Thankfully the gravel finally ended. But at that point you’re at 11,400’ and there are some very unpleasant stretches before the top! At this point I was almost exclusively in the 34×32 and due to the steepness and the altitude I was “doing the paper boy” most of the way, weaving back and forth across the road to minimize the grade. Even doing the paper boy though I made up a ton of time on that stretch and only missed the segment KOM by 29 seconds. I know that Justin Rossi had a 39×32 when he did it and I’m pretty sure I would not have made it to the top in that gear.

This chart is interesting and pretty much sums up my experience.


I was trying to do the math in my head. At 4 km to go I was averaging around 6 kph (SIX!!) which means 10’ per km, so 40 minutes to the top more or less. I had a shot. I’d like to say I made a heroic effort and dug deep, but the reality is that I just slogged along as well as I could. When I finished I thought I had missed the KOM by 20-30 seconds and was regretting the pee stop.
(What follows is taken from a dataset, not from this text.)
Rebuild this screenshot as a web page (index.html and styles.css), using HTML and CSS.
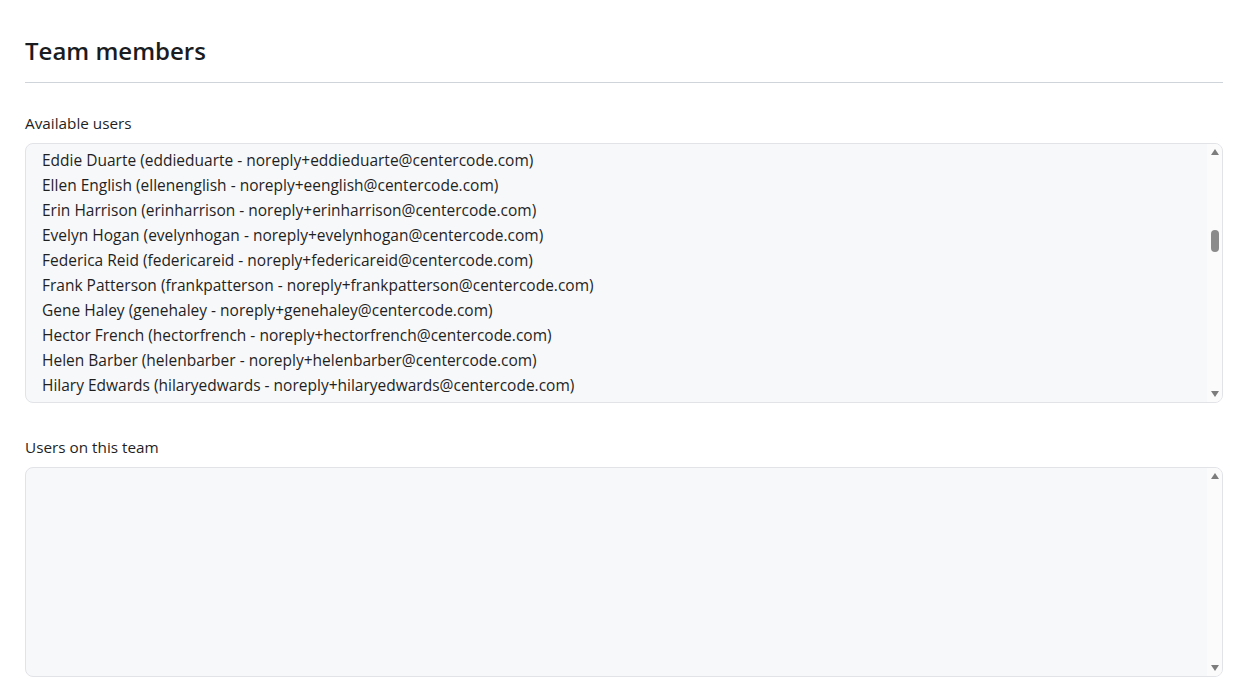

Thankfully Strava is better at math than I am and I got the KOM by 38 seconds.

I think I got really lucky with the weather. Not only did I have favorable and light winds, but it was fairly pleasant up top. I was quite comfortable in shorts and short sleeves all the way up. After pictures and a bit of sight seeing I bundled up and descended down to the start of the gravel where Harlan picked me up and we drove back to Kona. I rode just a tiny bit of the gravel descent to see how it would be if I did the ride unsupported. My conclusion is that it would probably take almost as long to descend the gravel as it did to climb.